Speaker
Description
Liquid argon detectors are widely used in neutrino physics and dark matter detection through the collection of ionization charge and/or scintillation light produced by particles interacting in the bulk liquid argon. The introduction of hydrocarbon-based photo-ionizing dopant into a liquid argon detector can extend its detection capabilities by lowering the energy threshold for charge collection and improving neutron detection efficiency through neutron capture on Hydrogen.

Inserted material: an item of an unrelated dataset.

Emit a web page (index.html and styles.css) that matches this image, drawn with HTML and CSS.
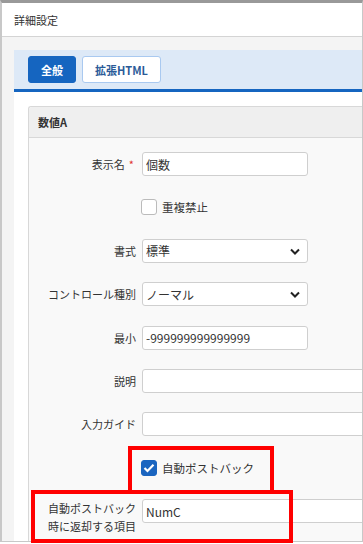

These capabilities can be used for electron antineutrino detection via the inverse beta decay interaction, in-situ neutron flux measurements, and increased sensitivity to low-energy neutrinos produced by supernovae in a detector such as DUNE. An experiment at the Fermilab Noble Liquid Test Facility (NLTF) was performed to understand whether the introduction of a cocktail consisting of Xenon and the photo-ionizing dopant isobutylene (C4H8) could provide a substantial number of free proton targets in a liquid argon volume while simultaneously preserving the scintillation light signal. The experiment ran in the summer of 2024 with different doping configurations at the ppm level studying the impact on the liquid argon scintillation light of isobutylene alone, xenon alone, and then a combination of isobutylene and xenon. This talk will present the results of the recent run along with the prospects for achieving doping concentrations that would be needed in a future liquid argon detector.